Direction:
Show all lines from the listing below that contain "this".

Data extract:
==============================
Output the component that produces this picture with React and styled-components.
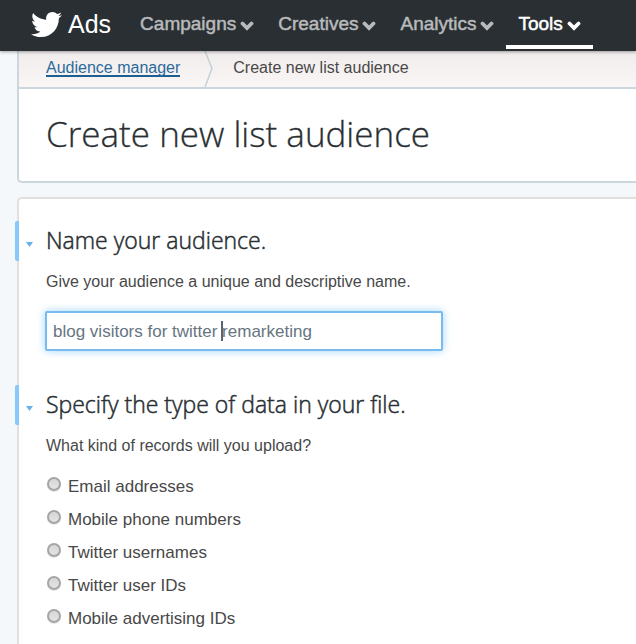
==============================
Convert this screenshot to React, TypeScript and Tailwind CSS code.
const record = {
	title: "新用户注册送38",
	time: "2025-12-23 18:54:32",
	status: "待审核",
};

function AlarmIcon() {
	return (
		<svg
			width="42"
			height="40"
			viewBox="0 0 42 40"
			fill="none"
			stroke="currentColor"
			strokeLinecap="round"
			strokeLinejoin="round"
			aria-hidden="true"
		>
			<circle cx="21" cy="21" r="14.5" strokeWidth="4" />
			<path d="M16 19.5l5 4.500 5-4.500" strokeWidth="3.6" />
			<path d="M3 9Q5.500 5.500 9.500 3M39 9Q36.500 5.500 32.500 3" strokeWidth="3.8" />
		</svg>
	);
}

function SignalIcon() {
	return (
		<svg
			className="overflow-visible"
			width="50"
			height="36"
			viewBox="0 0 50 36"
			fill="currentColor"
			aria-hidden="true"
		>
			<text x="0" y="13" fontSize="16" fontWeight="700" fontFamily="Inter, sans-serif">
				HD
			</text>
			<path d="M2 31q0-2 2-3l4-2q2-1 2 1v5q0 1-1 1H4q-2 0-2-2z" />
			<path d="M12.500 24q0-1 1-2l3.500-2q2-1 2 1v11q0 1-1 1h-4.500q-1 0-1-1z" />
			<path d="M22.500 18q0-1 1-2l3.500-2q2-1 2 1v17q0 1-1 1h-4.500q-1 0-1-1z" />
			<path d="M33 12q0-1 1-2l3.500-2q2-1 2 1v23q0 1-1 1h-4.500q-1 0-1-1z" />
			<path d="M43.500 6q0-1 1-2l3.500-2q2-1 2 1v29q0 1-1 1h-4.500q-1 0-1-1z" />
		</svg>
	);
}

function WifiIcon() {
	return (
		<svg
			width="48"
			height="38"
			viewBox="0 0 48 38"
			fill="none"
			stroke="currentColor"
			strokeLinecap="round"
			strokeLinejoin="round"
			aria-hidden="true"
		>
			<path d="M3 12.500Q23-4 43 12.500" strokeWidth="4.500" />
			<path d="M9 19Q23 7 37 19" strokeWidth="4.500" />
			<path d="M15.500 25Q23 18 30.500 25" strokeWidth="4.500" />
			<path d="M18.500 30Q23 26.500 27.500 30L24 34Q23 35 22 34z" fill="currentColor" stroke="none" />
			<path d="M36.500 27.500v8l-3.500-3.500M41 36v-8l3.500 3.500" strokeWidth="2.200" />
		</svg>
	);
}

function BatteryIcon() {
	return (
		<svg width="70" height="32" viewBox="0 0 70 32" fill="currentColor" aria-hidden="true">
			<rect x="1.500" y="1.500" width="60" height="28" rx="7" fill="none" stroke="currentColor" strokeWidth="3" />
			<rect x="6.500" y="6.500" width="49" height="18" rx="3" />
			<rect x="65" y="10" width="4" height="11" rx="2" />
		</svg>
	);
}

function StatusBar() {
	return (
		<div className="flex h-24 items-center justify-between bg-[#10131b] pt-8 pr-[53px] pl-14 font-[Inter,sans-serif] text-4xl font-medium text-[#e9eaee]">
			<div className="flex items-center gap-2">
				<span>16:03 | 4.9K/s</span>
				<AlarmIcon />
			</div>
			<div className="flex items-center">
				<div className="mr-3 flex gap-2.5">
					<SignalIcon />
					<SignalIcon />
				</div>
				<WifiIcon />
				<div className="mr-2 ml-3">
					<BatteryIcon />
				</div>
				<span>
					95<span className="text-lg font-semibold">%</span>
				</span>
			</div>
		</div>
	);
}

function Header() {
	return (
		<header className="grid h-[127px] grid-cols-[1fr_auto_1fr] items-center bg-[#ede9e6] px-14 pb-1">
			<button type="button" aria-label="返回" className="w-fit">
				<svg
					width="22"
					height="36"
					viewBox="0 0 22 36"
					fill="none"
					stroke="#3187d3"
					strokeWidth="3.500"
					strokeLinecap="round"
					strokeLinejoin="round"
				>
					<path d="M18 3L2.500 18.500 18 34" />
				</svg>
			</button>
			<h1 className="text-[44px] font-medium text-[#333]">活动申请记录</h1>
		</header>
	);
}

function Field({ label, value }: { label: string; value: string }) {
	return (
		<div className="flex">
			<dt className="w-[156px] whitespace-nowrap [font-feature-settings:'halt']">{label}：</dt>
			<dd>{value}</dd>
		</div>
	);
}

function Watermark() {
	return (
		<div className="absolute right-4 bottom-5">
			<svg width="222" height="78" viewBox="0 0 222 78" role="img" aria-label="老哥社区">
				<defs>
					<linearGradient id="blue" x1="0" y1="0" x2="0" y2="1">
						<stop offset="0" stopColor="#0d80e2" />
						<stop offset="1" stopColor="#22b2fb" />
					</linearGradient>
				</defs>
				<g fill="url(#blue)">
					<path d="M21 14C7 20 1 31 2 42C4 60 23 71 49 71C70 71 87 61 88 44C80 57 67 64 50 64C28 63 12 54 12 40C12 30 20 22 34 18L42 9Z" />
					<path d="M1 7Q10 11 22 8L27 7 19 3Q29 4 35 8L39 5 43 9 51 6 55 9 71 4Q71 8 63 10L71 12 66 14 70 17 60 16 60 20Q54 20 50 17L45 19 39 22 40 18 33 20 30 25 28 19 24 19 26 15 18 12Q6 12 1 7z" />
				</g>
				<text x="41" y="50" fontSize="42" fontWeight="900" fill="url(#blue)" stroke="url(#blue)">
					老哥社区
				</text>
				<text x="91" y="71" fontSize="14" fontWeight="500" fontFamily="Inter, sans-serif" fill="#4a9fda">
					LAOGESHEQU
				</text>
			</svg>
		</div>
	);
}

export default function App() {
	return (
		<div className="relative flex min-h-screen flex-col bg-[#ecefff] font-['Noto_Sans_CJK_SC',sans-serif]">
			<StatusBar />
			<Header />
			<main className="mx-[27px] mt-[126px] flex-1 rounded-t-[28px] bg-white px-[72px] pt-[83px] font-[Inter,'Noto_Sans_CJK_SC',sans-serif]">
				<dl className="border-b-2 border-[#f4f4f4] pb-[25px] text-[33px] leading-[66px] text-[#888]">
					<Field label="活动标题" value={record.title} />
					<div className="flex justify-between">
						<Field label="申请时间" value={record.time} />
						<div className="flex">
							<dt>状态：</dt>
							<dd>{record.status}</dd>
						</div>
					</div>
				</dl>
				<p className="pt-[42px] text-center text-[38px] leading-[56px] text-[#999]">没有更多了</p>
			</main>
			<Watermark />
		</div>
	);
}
==============================
Task solution:
Output the component that produces this picture with React and styled-components.
Convert this screenshot to React, TypeScript and Tailwind CSS code.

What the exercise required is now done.